Normally the Bears would spend the night before home games at the Chicago Hilton & Towers, which boasts room service, spacious suites and breathtaking lake-front vistas. Not so in Champaign, a place more akin to Green Acres than the Magnificent Mile. The Bears, who'll jet down the day before a game and fly back to Chicago immediately afterward, had planned to stay in Decatur, Ill., some 40 miles from Champaign. The plan was scuttled after the first preseason game, when the team bus got stuck in traffic going to the stadium. "It took us over an hour," cornerback R.W. McQuarters said. "Guys were sleeping on the bus." Perhaps still in hibernation, the Bears lost 27-3 to the Broncos.

Brad Cook, co-owner of the Park Inn in Urbana, says the Bears reneged on a handshake deal to stay at his hotel—after he had spent $200,000 on improvements. "They said our towels weren't big enough, that we had styrofoam cups instead of ceramic mugs," he says. "They said they were used to nicer stuff." The Bears' ultimate choice, the Chancellor Hotel, has six-foot-long beds and views of cornfields. There's no room service, but players can walk next door to Aunt Sonya's Restaurant, whose walls are bedecked with NFL pennants.

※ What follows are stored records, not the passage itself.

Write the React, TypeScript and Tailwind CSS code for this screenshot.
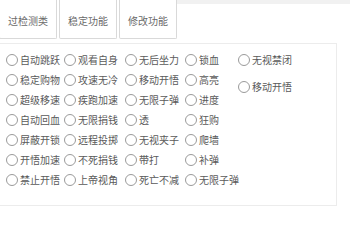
import React from "react";

const cols: { w: string; items: string[] }[] = [
  { w: "w-[58px]", items: ["自动跳跃", "稳定购物", "超级移速", "自动回血", "屏蔽开锁", "开悟加速", "禁止开悟"] },
  { w: "w-[61px]", items: ["观看自身", "攻速无冷", "疾跑加速", "无限捐钱", "远程投掷", "不死捐钱", "上帝视角"] },
  { w: "w-[60px]", items: ["无后坐力", "移动开悟", "无限子弹", "透", "无视夹子", "带打", "死亡不减"] },
  { w: "w-[53px]", items: ["锁血", "高亮", "进度", "狂购", "爬墙", "补弹", "无限子弹"] },
];

function Radio({ label }: { label: string }) {
  return (
    <div className="flex items-center h-[20px] gap-[2px] whitespace-nowrap">
      <span className="w-[12px] h-[12px] rounded-full border border-[#9a9a9a] bg-white shrink-0" />
      <span className="text-[10px] leading-none text-[#5a5a5a]">{label}</span>
    </div>
  );
}

export default function App() {
  return (
    <div
      className="w-[350px] h-[211px] bg-white overflow-hidden"
      style={{ fontFamily: '"Noto Sans CJK SC", "Microsoft YaHei", sans-serif' }}
    >
      <div className="flex h-[39px]">
        <div className="flex gap-[2px] -ml-px">
          {["过检测类", "稳定功能", "修改功能"].map((t) => (
            <div
              key={t}
              className="w-[58px] h-[39px] border border-t-0 border-[#d9d9d9] rounded-b-[2px] flex items-center justify-center pt-[3px] text-[10px] text-[#6a6a6a] bg-white"
            >
              {t}
            </div>
          ))}
        </div>
        <div className="flex-1 border-t-[4px] border-[#f1f1f1]" />
      </div>
      <div className="mt-[4px] -ml-px w-[338px] h-[163px] border border-[#ececec] pl-[6px] pt-[6px] flex">
        {cols.map((c, i) => (
          <div key={i} className={`${c.w} flex flex-col`}>
            {c.items.map((it) => (
              <Radio key={it + i} label={it} />
            ))}
          </div>
        ))}
        <div className="flex flex-col gap-[7px]">
          <Radio label="无视禁闭" />
          <Radio label="移动开悟" />
        </div>
      </div>
    </div>
  );
}
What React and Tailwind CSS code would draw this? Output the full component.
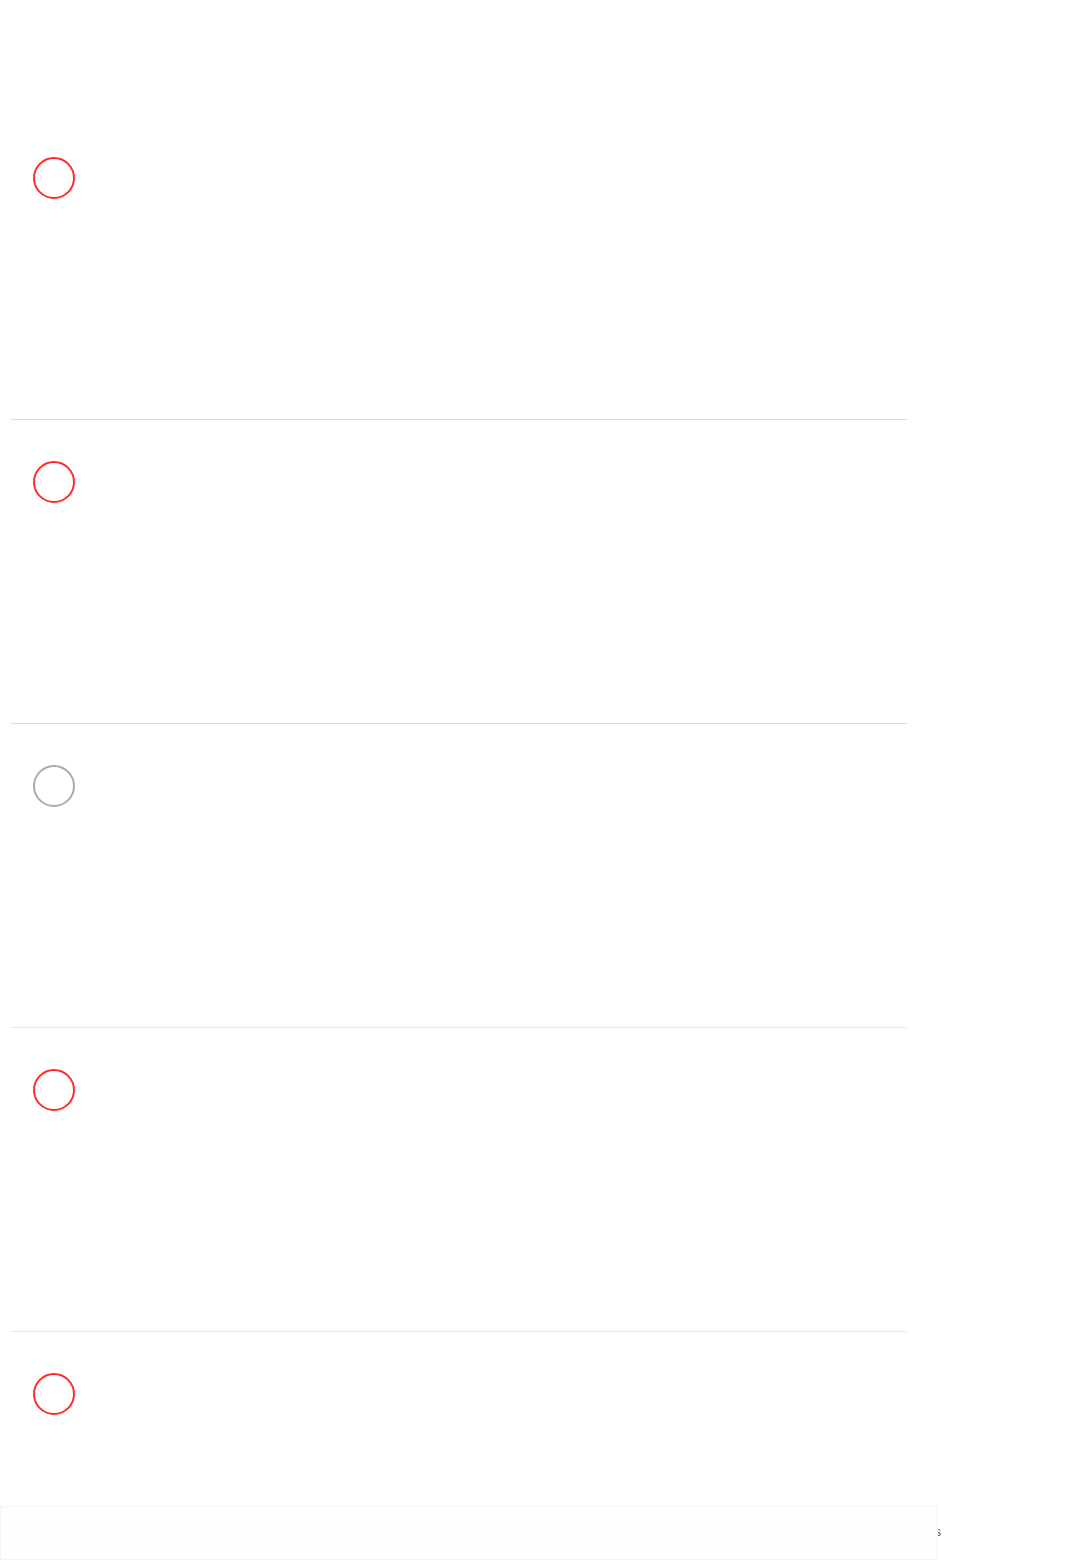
import React from 'react';

const items = [
  { id: 1, color: 'border-[#ff2b2b]', line: 'border-[#dcdcdc]' },
  { id: 2, color: 'border-[#ff2b2b]', line: 'border-[#dcdcdc]' },
  { id: 3, color: 'border-[#aaaaaa]', line: 'border-[#e6e6e6]' },
  { id: 4, color: 'border-[#ff2b2b]', line: 'border-[#e6e6e6]' },
  { id: 5, color: 'border-[#ff2b2b]', line: 'border-transparent' },
];

const App = () => {
  return (
    <div className="relative h-[1560px] w-full overflow-hidden bg-white font-['Liberation_Sans',sans-serif]">
      {/* List */}
      <div className="ml-[11px] w-[896px] pt-[116px]">
        {items.map(item => (
          <div key={item.id} className={`h-[304px] border-b ${item.line} pt-[41px] pl-[22px]`}>
            <div className={`h-[42px] w-[42px] rounded-full border-2 ${item.color}`}></div>
          </div>
        ))}
      </div>

      {/* Footer bar */}
      <span className="absolute left-[935px] top-[1525px] text-[12px] leading-[14px] text-[#555555]">s</span>
      <div className="absolute bottom-0 left-0 h-[54px] w-[938px] border border-[#f4f4f4] bg-[#fefefe]"></div>
    </div>
  );
};

export default App;
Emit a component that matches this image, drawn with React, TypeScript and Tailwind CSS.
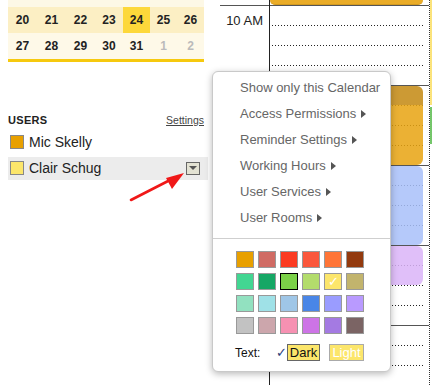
const weeks = [
  { days: ['20', '21', '22', '23', '24', '25', '26'], bg: 'bg-[#fcefc4]' },
  { days: ['27', '28', '29', '30', '31', '1', '2'], bg: 'bg-[#fef9e8]' },
];

const swatches = [
  ['#e8a000', '#d06b64', '#fb3b22', '#fa573c', '#ff7537', '#933a0e'],
  ['#42d692', '#16a765', '#7bd148', '#b3dc6c', '#fce66b', '#c2b46d'],
  ['#92e1c0', '#9fe1e7', '#9fc6e7', '#4986e7', '#9a9cff', '#b99aff'],
  ['#c2c2c2', '#cca6ac', '#f691b2', '#cd74e6', '#a47ae2', '#7b6464'],
];

const menuItems = [
  { label: 'Show only this Calendar', sub: false },
  { label: 'Access Permissions', sub: true },
  { label: 'Reminder Settings', sub: true },
  { label: 'Working Hours', sub: true },
  { label: 'User Services', sub: true },
  { label: 'User Rooms', sub: true },
];

const Dots = () => (
  <div className="ml-[2px] mr-[6px] h-px bg-[image:repeating-linear-gradient(to_right,#222_0_1px,transparent_1px_3px)]" />
);

const HourBlock = () => (
  <div className="h-[80px] border-t border-[#555] flex flex-col">
    <div className="h-[19px]" />
    <Dots />
    <div className="h-[19px]" />
    <Dots />
    <div className="h-[19px]" />
    <Dots />
  </div>
);

const App = () => {
  return (
    <div className="relative w-[432px] h-[385px] overflow-hidden bg-white flex font-['Liberation_Sans',Arial,sans-serif]">
      {/* left sidebar */}
      <div className="w-[212px] shrink-0 pl-2">
        <div className="w-[196px]">
          <div className="h-[7px] bg-[#fdf8e6]" />
          {weeks.map((w, wi) => (
            <div key={wi} className={`grid grid-cols-[29px_29px_29px_28px_27px_27px_27px] h-[26px] ${w.bg}`}>
              {w.days.map((d) => (
                <div
                  key={d}
                  className={`flex items-center justify-center text-[12px] font-bold ${
                    d === '24' ? 'bg-[#fdd83a] text-[#222]' : wi === 1 && (d === '1' || d === '2') ? 'text-[#bbb]' : 'text-[#222]'
                  }`}
                >
                  {d}
                </div>
              ))}
            </div>
          ))}
          <div className="h-[3px] bg-[#f6c90e]" />
        </div>

        <div className="mt-[50px] w-[196px] flex items-baseline justify-between">
          <span className="text-[11px] font-bold tracking-[0.3px] text-[#222]">USERS</span>
          <span className="text-[10.5px] text-[#444] underline">Settings</span>
        </div>

        <div className="mt-[2px] flex flex-col gap-[3px]">
          <div className="h-[23px] flex items-center">
            <div className="ml-[2px] w-[14px] h-[14px] border border-[#888] bg-[#e8a000]" />
            <span className="ml-[5px] text-[14px] text-[#222]">Mic Skelly</span>
          </div>
          <div className="h-[23px] w-[200px] flex items-center bg-[#ececec]">
            <div className="ml-[2px] w-[14px] h-[14px] border border-[#888] bg-[#fce66b]" />
            <span className="ml-[5px] text-[14px] text-[#222]">Clair Schug</span>
            <div className="ml-auto mr-[8px] w-[14px] h-[13px] border border-[#666] bg-[#e3e2d3] flex items-center justify-center">
              <div className="w-0 h-0 border-l-[4px] border-r-[4px] border-t-[4px] border-l-transparent border-r-transparent border-t-[#555]" />
            </div>
          </div>
        </div>
      </div>

      {/* time gutter */}
      <div className="w-[58px] shrink-0 border-r border-[#222]">
        <div className="mt-[5px] ml-[8px] border-t border-[#555] pt-[5px] pr-[6px] text-right text-[13px] text-[#222]">10 AM</div>
      </div>

      {/* day column */}
      <div className="relative w-[160px] shrink-0 border-r border-dotted border-[#333]">
        <div className="h-[5px]" />
        <HourBlock />
        <HourBlock />
        <HourBlock />
        <HourBlock />
        <HourBlock />

        <div className="absolute left-0 top-[-6px] w-[153px] h-[11px] rounded-b-[5px] bg-[#e8a310]/90 border-b border-[#d39a20]" />
        <div className="absolute left-0 top-[86px] w-[153px] h-[79px] rounded-[6px] overflow-hidden flex flex-col">
          <div className="h-[19px] bg-[#c38810]/85" />
          <div className="flex-1 bg-[#e8a310]/85" />
        </div>
        <div className="absolute left-0 top-[166px] w-[153px] h-[79px] rounded-[6px] bg-[#a8c0f9]/85" />
        <div className="absolute left-0 top-[246px] w-[153px] h-[39px] rounded-[6px] bg-[#dab4f8]/85" />
      </div>

      {/* next column peek */}
      <div className="flex-1 flex flex-col">
        <div className="h-[105px] bg-[#fbe37a]" />
        <div className="mt-[2px] h-[37px] bg-[#74c66a]" />
      </div>

      {/* red arrow */}
      <svg className="absolute left-0 top-0 w-[432px] h-[385px] pointer-events-none" viewBox="0 0 432 385">
        <line x1="131" y1="200" x2="172" y2="179" stroke="#f01818" strokeWidth="2.6" strokeLinecap="round" />
        <polygon points="184,173 166,178 172,189" fill="#f01818" />
      </svg>

      {/* context menu */}
      <div className="absolute left-[212px] top-[71px] w-[179px] h-[301px] rounded-[6px] border border-[#c9c9c9] bg-white shadow-[0_2px_7px_rgba(0,0,0,0.28)]">
        <div className="pt-[3px]">
          {menuItems.map((m) => (
            <div key={m.label} className="h-[26px] pl-[27px] flex items-center text-[13px] text-[#666]">
              <span>{m.label}</span>
              {m.sub && (
                <span className="ml-[5px] w-0 h-0 border-t-[4px] border-b-[4px] border-l-[5px] border-t-transparent border-b-transparent border-l-[#555]" />
              )}
            </div>
          ))}
        </div>
        <div className="mt-[7px] h-px bg-[#cfcfcf]" />
        <div className="mt-[12px] pl-[23px] grid grid-cols-[repeat(6,18px)] gap-x-[4px] gap-y-[5px]">
          {swatches.flat().map((c) => (
            <div
              key={c}
              className={`h-[17px] border flex items-center justify-center text-[13px] leading-none text-white ${
                c === '#7bd148' ? 'border-black' : 'border-[#999]'
              }`}
              style={{ backgroundColor: c }}
            >
              {c === '#fce66b' ? '✓' : ''}
            </div>
          ))}
        </div>
        <div className="mt-[10px] pl-[22px] h-[17px] flex items-center">
          <span className="w-[41px] text-[12px] text-[#111]">Text:</span>
          <span className="w-[11px] text-[13px] text-[#2a3d7a]">✓</span>
          <span className="w-[33px] h-[17px] border border-[#666] bg-[#fce66b] flex items-center justify-center text-[13px] text-[#111]">Dark</span>
          <span className="ml-[9px] w-[35px] h-[17px] border border-[#aaa] bg-[#fce66b] flex items-center justify-center text-[13px] text-white">Light</span>
        </div>
      </div>
    </div>
  );
};

export default App;
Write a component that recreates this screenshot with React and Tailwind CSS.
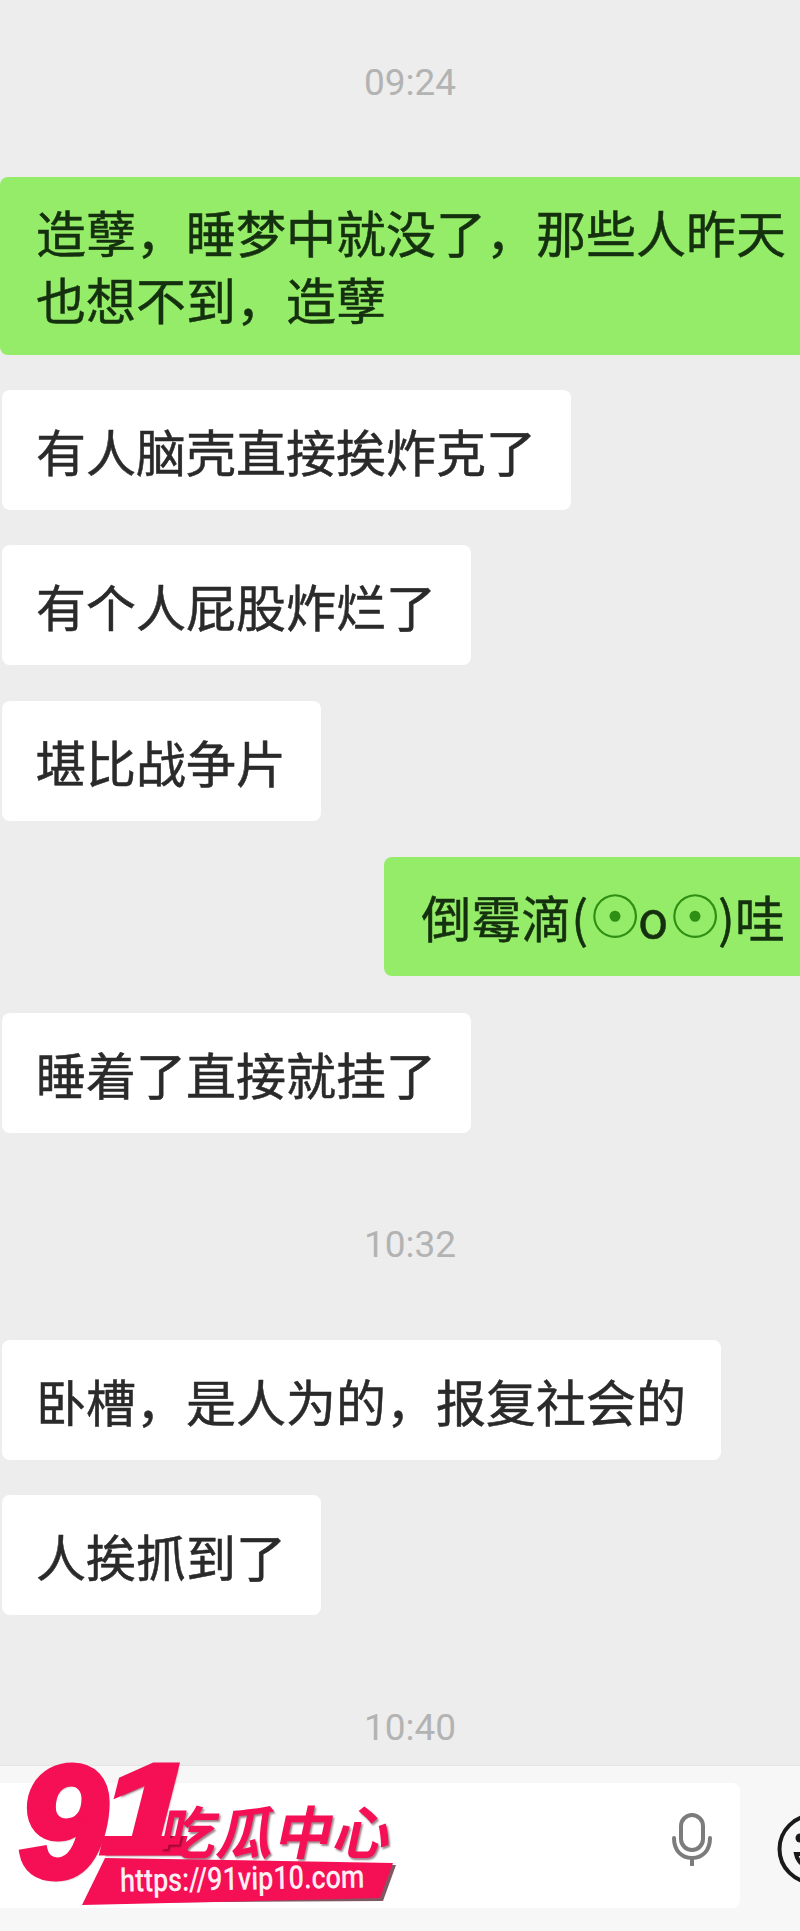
const cjk = "font-['Noto_Sans_CJK_SC','Noto_Sans',sans-serif]"
const weight = '[-webkit-text-stroke:0.5px_currentColor]'

function Time({ children, className }) {
  return (
    <div className={`pl-[20px] text-center font-['Roboto',sans-serif] text-[37px] leading-[40px] text-[#b3b3b3] ${className}`}>
      {children}
    </div>
  )
}

function Left({ children, className }) {
  return (
    <div className={`ml-[2px] flex h-[120px] items-center self-start rounded-lg bg-white pl-[34px] pr-[35px] text-[50px] text-[#2a2a2a] ${weight} ${className}`}>
      {children}
    </div>
  )
}

function Dot() {
  return <span className="font-['DejaVu_Sans',sans-serif] text-[60px] leading-none tracking-[-4px] text-[#2f8f14] [-webkit-text-stroke:0px]">☉</span>
}

function Logo() {
  return (
    <div className="absolute left-0 top-[1750px] h-[165px] w-[410px]">
      <div className="absolute left-[19px] top-[-20px] font-['Liberation_Sans',sans-serif] text-[158px] font-bold italic leading-[182px] text-[#f50f55] [-webkit-text-stroke:7px_#f50f55] [text-shadow:2px_3px_2px_rgba(60,0,20,0.6)]">
        9
      </div>
      <div className="absolute left-[100px] top-[6px] origin-left scale-x-[1.3] font-['Liberation_Sans',sans-serif] text-[128px] font-bold italic leading-[106px] text-[#f50f55] [-webkit-text-stroke:5px_#f50f55] [text-shadow:2px_3px_2px_rgba(60,0,20,0.6)]">
        1
      </div>
      <div className={`absolute left-[162px] top-[52px] -skew-x-12 whitespace-nowrap text-[57px] font-bold leading-[54px] tracking-[1px] text-[#f50f55] [text-shadow:2px_2px_2px_rgba(60,0,20,0.5)] ${cjk}`}>
        吃瓜中心
      </div>
      <svg className="absolute left-[78px] top-[104px]" width="320" height="56" viewBox="0 0 320 56">
        <polygon points="7,49 30,6 318,11 305,47" fill="#4a1020" opacity="0.7" />
        <polygon points="4,51 27,4 315,9 302,44" fill="#f50f55" />
      </svg>
      <div className="absolute left-[120px] top-[117px] origin-left -rotate-1 scale-y-[1.2] whitespace-nowrap font-['Roboto',sans-serif] text-[27px] font-medium leading-[28px] text-[#ffeef3]">
        https://91vip10.com
      </div>
    </div>
  )
}

export default function App() {
  return (
    <div className={`relative flex h-[1931px] w-[800px] flex-col overflow-hidden bg-[#ededed] ${cjk}`}>
      <Time className="mt-[63px]">09:24</Time>
      <div className={`mt-[74px] h-[178px] rounded-l-lg bg-[#95ec69] pl-[36px] pt-[21px] text-[50px] leading-[67px] text-[#14300f] ${weight}`}>
        造孽，睡梦中就没了，那些人昨天
        <br />
        也想不到，造孽
      </div>
      <div className="mt-[35px] flex flex-col">
        <Left>有人脑壳直接挨炸克了</Left>
        <Left className="mt-[35px]">有个人屁股炸烂了</Left>
        <Left className="mt-[36px]">堪比战争片</Left>
        <div className={`mt-[36px] flex h-[119px] items-center self-end rounded-l-lg bg-[#95ec69] pl-[37px] pr-[15px] text-[50px] text-[#14300f] ${weight}`}>
          <span className="whitespace-nowrap">
            倒霉滴(<Dot />o<Dot />)哇
          </span>
        </div>
        <Left className="mt-[37px]">睡着了直接就挂了</Left>
      </div>
      <Time className="mt-[92px]">10:32</Time>
      <Left className="mt-[75px]">卧槽，是人为的，报复社会的</Left>
      <Left className="mt-[35px]">人挨抓到了</Left>
      <Time className="mt-[93px]">10:40</Time>
      <div className="mt-[17px] flex flex-1 items-start border-t border-[#e4e4e4] bg-[#f7f7f7] pt-[17px]">
        <div className="flex h-[125px] w-[740px] shrink-0 items-center justify-end rounded-r-lg bg-white pb-[12px] pr-[28px]">
          <svg width="40" height="53" viewBox="0 0 40 53" fill="none" stroke="#7c7c7c" strokeWidth="4" strokeLinecap="round">
            <rect x="9" y="2" width="22" height="35" rx="11" />
            <path d="M2 25c0 12 7 20 18 20s18-8 18-20" />
            <path d="M20 45v7" />
          </svg>
        </div>
        <svg className="ml-[37px] mt-[30px] shrink-0" width="72" height="72" viewBox="0 0 72 72" fill="none" stroke="#1a1a1a" strokeWidth="4" strokeLinecap="round">
          <circle cx="36" cy="36" r="33.5" />
          <circle cx="23" cy="25" r="4.5" fill="#1a1a1a" stroke="none" />
          <circle cx="49" cy="25" r="4.5" fill="#1a1a1a" stroke="none" />
          <path d="M19 41h34c-2 9-9 14-17 14s-15-5-17-14z" />
        </svg>
      </div>
      <Logo />
    </div>
  )
}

Though few players have complained publicly, there have been grumbles about everything from Memorial Stadium's slippery artificial turf to the nearly six-hour round-trip car ride that family members must endure. Bears receiver David Terrell, who knows Champaign from his college days at Illinois's Big Ten-rival Michigan, even raised a stink about the smell from nearby cow pastures.

As a gesture to season-ticket holders—some of whom are getting soaked for as much as $10,000 per ticket for seat licenses at the new Soldier Field—the Bears didn't require them to buy tickets for the 2002 season. Nobody's sure just how many Chicago-area fans will make the trip each week, but the idea of a three-hour ride through speed traps is a prospect few relish. "Twenty thousand cars on I-57? That can't be good," says Andy Carter, 36, a lifelong Bears fan who plans to attend only two Champaign games. "It's going to be a big hassle."

Tell that to Vicki Batka. The 30-year-old reception manager went to Champaign with friends for both preseason games. Before the first game, three of her pals were issued $75 citations for drinking beer at a local campsite. During the second game her car got towed. "Other than that," Batka says with a laugh, "we had a great time."